The Fédération Internationale de Football Association (FIFA) is pressing ahead with plans to expand the 2022 World Cup despite the concerns of some officials in the host nation, Qatar, whose support the project requires. The move, a politically perilous project but one heavily backed by FIFA’s President, Gianni Infantino, would grow soccer’s biggest championship to 48 teams ahead of schedule and require navigating some treacherous regional rivalries.
Under the plan currently being considered, most matches in the 2022 tournament would still be held in Qatar, which won the rights to a 32-team event and continues to prepare for one, but other games would take place in Kuwait and Oman as part of a broader Middle Eastern World Cup. Infantino’s expansion would not send games to countries that are currently leading a political and economic blockade of Qatar, like the United Arab Emirates.
Infantino, elected FIFA president in 2016 and seeking re-election to a four-year term in June, has been among the biggest proponents of an expanded World Cup that, through increased places for FIFA’s member associations and increased sponsorship revenues, could prove popular among countries that rarely get to compete in the tournament.
A final call on the idea was expected to be made next week when FIFA’s governing council meets in Miami, but Infantino has decided to move the final decision to FIFA’s annual Congress in June, where he is standing unopposed for re-election.
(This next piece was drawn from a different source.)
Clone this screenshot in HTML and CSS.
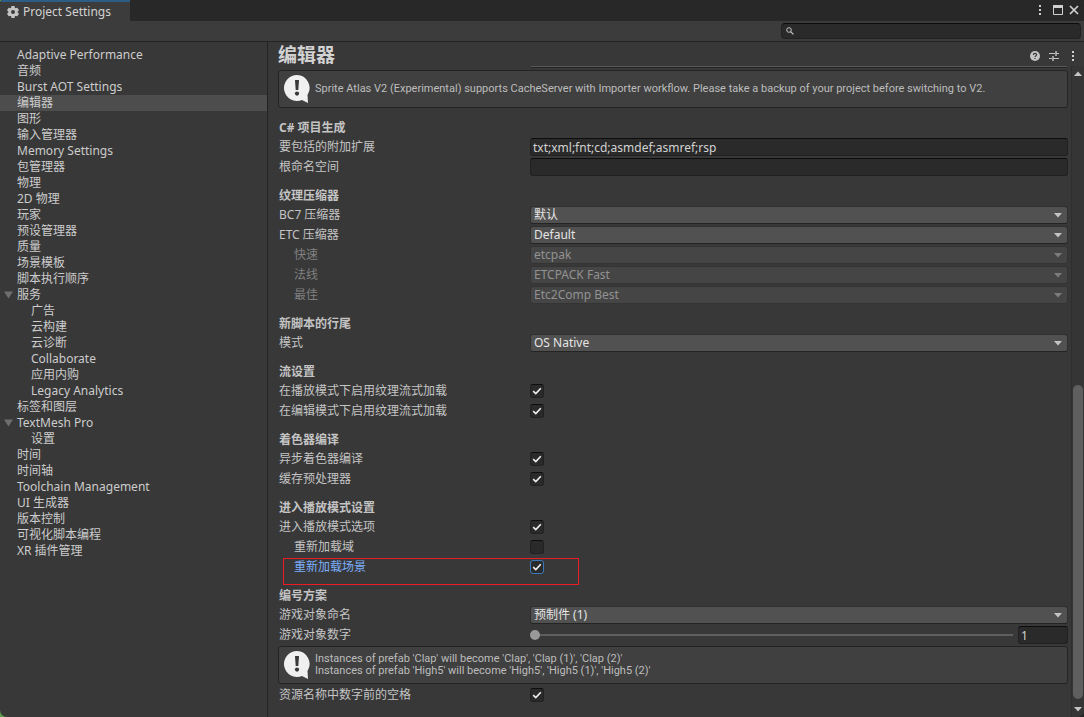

Should Qatar agree to the change, its consent is required, and should logistical challenges be overcome, Infantino would most likely seek the approval of FIFA’s 211 member federations, a grouping long known for rubber-stamping policies favored by the president. He had said previously that the decision would be taken up by the smaller FIFA Council, which governs the sport worldwide.
FIFA and Qatar’s World Cup organizers did not comment on the matter.
Privately though, some senior members of the organizing committee who have been working on the event since Qatar controversially secured it a decade ago are opposed to sharing the competition and frustrated that it may yet happen. Qatar’s final position on the matter will be defined by its rulers, who may see political advantage in agreeing to include specific neighbors.
While Infantino has suggested that sharing games with Qatar’s neighbors would help heal rifts in the region, a FIFA-led group conducting a feasibility study has concluded that it would be impractical to include the blockading countries, which also include Bahrain, in hosting plans, leaving Oman and Kuwait as favored choices. Infantino recently visited both countries, where he discussed the idea, according to people with knowledge of the talks.
Infantino has pushed an expansion of the World Cup at every opportunity in recent years, despite setbacks along the way. He pulled the issue from the agenda at last year’s FIFA Congress amid a backlash from various stakeholders.
But Qatar’s posture — it has not publicly rejected an expanded World Cup, even as logistics almost certainly require bringing in partners — has emboldened Infantino to forge ahead to secure the expanded format, which has been adopted for the 2026 World Cup and beyond. Qatar 2022 organizers have said since last summer that they will reserve judgment on a 48-team tournament until a comprehensive study has been carried out.
Infantino has vacillated when asked about the intensity of his push for a 48-team World Cup, veering between sporting justifications that center on growing interest in the sport and politically hopeful ones that suggest it could ease political tensions in the region.
“There are tensions in this particular region, and it’s up to their respective leaders to deal with that, but maybe it’s easier to talk about a joint football project than more complicated things,” Infantino said in January. “If it can help all the people in the Gulf and all the countries in the world develop football and bring a positive message to the world about football, then you should give it a try.”
Kuwait and Oman have remained largely neutral during the Gulf crisis, which has been characterized by bitterness and often petty behavior between opposing countries. That enmity was laid bare at the recently completed Asian Cup, where Qatar routed host United Arab Emirates in a final that was played in a poisonous atmosphere and will be remembered for the scores of shoes and other types of footwear that rained down from the bleachers toward Qatar’s players as they celebrated goals in a 4-0 victory. With flights blocked between the countries, Qatari players traveled to the tournament via Oman, while its fans were largely barred from attending.
The travel restrictions are also a concern for World Cup organizers who had banked on thousands of supporters traveling to the event from Saudi Arabia and the U.A.E.
There are several logistical hurdles to clear for an expanded tournament. FIFA officials have ruled that Qatar, smaller in size than Connecticut, won’t be able to absorb the additional games, and now must decide if neighboring countries possess infrastructure that meets its exacting demands.
Potential hurdles include a ban on serving alcohol in Kuwait as well as the provision of training venues and airports.
Separately, FIFA will have to work out how to add 16 more games into a schedule that has been reduced to 29 days to appease European soccer leagues left furious by moving the tournament from its traditional June-July calendar to November-December because of the ferocious summer temperatures in the Gulf.